> **Exercise**
Copy each line below that includes "components".

--------------------------------------------------

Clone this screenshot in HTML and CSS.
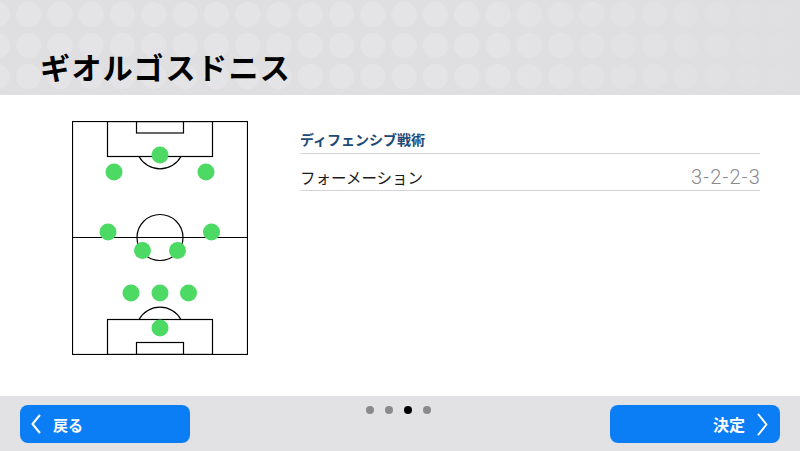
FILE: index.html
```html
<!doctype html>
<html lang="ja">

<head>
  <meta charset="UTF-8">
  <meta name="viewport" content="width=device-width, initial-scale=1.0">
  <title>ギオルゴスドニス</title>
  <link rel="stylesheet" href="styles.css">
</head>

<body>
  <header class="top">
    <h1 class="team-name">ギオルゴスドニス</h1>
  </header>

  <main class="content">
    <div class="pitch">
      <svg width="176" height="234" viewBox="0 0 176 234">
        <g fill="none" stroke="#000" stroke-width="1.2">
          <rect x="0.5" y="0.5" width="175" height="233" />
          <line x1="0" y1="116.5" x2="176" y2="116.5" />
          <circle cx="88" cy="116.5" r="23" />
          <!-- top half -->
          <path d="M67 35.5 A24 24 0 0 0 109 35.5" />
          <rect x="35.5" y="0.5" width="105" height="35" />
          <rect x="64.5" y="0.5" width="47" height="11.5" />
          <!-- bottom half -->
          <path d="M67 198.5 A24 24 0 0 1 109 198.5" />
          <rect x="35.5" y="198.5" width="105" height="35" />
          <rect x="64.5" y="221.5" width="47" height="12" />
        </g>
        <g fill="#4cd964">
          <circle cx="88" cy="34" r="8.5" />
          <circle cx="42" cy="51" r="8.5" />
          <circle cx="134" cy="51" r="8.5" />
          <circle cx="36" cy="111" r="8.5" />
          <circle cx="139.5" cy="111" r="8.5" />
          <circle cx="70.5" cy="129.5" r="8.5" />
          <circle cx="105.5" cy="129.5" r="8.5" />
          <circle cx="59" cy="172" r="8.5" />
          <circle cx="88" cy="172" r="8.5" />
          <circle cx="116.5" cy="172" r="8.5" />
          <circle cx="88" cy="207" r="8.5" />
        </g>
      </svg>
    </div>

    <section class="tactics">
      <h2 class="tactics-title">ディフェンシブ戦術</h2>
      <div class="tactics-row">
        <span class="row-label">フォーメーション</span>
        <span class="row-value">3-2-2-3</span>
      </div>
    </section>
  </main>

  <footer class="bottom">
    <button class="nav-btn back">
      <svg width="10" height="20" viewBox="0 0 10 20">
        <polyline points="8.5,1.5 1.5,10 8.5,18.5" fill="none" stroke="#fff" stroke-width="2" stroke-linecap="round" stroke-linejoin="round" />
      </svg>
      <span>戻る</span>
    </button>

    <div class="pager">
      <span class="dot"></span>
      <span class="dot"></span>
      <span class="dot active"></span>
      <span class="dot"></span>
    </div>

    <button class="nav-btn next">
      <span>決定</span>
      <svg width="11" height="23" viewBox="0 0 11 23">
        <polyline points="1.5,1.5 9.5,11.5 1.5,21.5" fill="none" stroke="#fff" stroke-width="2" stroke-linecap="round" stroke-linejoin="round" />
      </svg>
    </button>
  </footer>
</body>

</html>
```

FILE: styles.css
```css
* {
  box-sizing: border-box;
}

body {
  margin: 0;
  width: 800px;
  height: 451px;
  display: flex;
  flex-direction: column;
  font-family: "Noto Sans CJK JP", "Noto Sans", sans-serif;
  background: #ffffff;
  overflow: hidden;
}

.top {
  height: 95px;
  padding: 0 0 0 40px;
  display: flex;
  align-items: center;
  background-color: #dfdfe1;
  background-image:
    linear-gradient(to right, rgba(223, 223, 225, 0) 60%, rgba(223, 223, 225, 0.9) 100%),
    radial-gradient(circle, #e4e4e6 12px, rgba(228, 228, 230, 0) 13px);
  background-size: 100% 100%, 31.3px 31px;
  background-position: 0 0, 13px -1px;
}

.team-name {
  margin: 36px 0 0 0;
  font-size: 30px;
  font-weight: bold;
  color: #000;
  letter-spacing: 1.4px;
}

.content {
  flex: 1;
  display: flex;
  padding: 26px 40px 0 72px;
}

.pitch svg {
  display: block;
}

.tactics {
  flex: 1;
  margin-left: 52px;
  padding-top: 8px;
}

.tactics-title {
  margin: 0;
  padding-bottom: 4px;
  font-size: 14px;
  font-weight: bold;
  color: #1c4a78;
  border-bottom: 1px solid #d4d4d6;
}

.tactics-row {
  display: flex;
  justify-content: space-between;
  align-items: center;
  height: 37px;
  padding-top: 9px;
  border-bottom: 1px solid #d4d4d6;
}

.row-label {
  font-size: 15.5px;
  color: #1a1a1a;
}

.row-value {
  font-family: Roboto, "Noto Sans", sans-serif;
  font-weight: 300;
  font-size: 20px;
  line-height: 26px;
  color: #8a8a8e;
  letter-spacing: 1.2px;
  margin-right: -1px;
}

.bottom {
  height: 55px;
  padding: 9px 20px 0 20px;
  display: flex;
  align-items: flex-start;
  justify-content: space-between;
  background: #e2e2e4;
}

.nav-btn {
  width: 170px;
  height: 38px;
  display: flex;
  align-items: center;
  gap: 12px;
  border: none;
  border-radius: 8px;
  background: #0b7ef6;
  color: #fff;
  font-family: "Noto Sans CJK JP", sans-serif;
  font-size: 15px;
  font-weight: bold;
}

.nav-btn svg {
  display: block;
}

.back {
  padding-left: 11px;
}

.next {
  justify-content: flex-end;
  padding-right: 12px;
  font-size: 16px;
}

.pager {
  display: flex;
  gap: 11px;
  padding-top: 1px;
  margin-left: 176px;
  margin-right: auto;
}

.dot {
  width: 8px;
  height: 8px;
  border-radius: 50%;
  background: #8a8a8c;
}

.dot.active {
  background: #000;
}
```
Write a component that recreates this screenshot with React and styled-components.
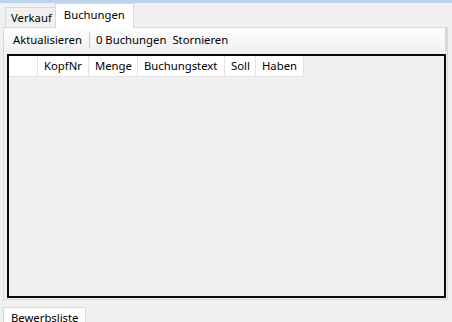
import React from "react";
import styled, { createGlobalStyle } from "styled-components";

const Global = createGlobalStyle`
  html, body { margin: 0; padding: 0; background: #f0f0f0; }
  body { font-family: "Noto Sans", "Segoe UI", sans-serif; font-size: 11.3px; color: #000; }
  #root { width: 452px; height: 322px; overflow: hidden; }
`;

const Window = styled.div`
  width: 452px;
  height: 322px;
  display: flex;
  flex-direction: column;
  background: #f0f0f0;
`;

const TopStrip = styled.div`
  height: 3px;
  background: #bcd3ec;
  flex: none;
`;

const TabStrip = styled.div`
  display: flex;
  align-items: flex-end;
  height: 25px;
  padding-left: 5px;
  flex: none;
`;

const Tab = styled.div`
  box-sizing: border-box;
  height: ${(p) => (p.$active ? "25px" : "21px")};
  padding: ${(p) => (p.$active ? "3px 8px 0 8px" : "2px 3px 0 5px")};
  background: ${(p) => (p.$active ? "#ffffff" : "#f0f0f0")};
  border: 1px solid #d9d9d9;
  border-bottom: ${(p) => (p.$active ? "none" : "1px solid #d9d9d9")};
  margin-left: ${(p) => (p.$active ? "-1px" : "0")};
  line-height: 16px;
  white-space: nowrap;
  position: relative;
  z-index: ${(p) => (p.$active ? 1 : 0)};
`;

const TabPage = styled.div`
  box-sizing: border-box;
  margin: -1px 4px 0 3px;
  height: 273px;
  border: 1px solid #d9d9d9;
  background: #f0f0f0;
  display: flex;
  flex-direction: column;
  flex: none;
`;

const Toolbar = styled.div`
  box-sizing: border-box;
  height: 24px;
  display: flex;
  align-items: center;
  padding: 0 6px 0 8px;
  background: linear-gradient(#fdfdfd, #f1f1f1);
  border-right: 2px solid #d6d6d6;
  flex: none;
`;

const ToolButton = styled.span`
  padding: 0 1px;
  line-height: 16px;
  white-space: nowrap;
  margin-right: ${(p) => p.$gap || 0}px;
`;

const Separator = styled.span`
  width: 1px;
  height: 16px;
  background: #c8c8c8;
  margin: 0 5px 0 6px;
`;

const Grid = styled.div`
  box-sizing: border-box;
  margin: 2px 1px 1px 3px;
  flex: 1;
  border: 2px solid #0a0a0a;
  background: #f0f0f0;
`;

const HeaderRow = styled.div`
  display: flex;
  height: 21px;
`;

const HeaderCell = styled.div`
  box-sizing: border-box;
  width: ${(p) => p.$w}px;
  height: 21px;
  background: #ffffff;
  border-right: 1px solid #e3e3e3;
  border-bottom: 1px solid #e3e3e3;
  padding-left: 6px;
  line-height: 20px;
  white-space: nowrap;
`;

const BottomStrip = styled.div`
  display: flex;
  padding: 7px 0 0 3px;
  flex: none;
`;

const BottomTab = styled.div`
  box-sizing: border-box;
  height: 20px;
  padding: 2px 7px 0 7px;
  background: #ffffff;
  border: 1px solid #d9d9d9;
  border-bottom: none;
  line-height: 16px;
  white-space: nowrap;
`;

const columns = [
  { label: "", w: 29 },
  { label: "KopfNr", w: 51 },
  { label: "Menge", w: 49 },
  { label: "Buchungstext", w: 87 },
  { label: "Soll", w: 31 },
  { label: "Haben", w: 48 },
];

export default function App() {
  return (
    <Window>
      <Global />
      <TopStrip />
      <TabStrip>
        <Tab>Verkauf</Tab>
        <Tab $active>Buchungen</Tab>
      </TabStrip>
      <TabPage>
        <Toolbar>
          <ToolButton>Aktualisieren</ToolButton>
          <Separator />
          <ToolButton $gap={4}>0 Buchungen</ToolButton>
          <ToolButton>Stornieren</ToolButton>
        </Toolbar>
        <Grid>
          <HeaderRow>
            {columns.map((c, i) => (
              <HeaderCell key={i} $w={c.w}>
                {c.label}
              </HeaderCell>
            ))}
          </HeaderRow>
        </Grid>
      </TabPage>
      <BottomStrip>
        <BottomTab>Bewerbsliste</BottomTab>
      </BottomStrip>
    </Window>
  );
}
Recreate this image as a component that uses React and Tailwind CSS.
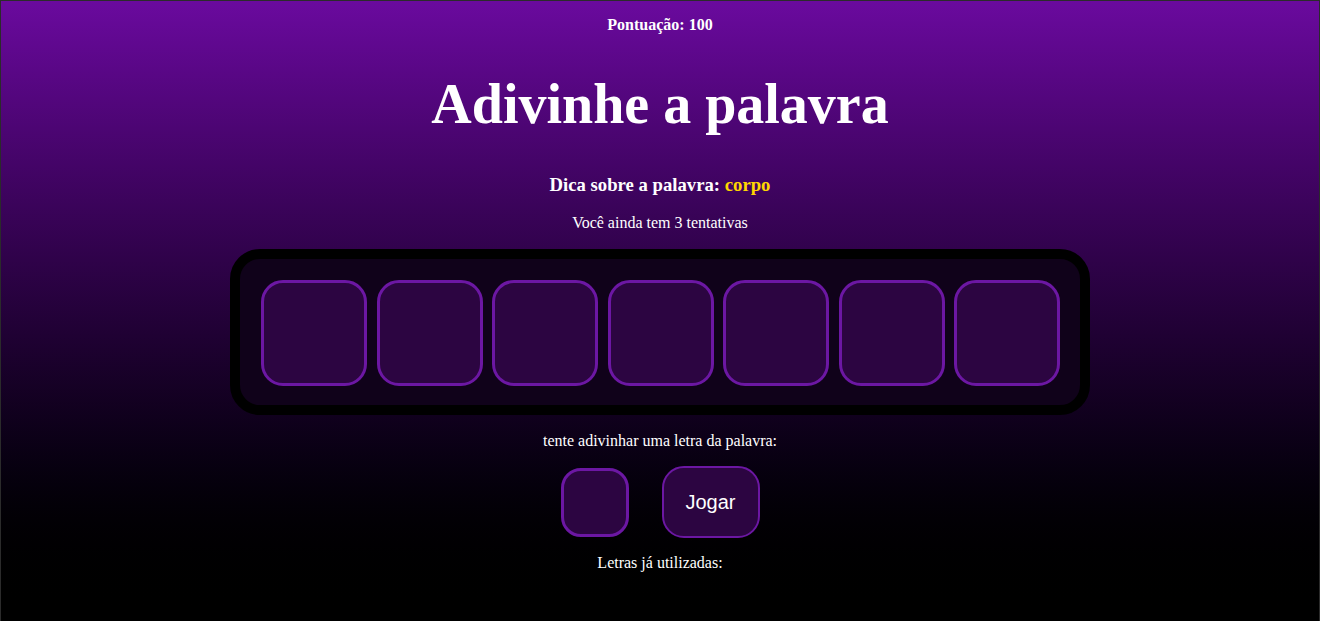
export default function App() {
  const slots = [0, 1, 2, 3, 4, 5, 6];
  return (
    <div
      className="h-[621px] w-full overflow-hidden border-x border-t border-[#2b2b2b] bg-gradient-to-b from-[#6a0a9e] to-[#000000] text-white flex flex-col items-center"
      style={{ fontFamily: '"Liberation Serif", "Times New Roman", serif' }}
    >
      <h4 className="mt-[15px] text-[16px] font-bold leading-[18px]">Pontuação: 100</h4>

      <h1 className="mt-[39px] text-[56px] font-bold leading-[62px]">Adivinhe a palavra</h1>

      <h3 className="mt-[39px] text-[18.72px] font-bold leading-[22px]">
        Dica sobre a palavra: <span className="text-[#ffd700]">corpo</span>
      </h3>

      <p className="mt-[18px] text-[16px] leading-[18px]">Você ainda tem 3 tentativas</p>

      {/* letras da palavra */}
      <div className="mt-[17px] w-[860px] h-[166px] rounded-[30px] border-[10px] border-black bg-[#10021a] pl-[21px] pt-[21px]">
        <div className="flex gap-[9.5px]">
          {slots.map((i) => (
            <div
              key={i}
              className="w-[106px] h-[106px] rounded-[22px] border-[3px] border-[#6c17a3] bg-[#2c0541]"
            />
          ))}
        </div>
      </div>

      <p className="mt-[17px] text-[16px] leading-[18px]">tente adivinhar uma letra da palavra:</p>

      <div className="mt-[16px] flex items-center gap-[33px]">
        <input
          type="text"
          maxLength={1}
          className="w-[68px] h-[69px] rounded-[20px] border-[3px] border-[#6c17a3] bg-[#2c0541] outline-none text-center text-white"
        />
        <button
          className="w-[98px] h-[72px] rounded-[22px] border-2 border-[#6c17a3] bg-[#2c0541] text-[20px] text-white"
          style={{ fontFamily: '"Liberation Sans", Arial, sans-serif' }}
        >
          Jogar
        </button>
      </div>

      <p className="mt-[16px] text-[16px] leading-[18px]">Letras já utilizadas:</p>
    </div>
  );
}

--------------------------------------------------

> **Result of this exercise**
Write a component that recreates this screenshot with React and styled-components.
import styled, { createGlobalStyle } from "styled-components";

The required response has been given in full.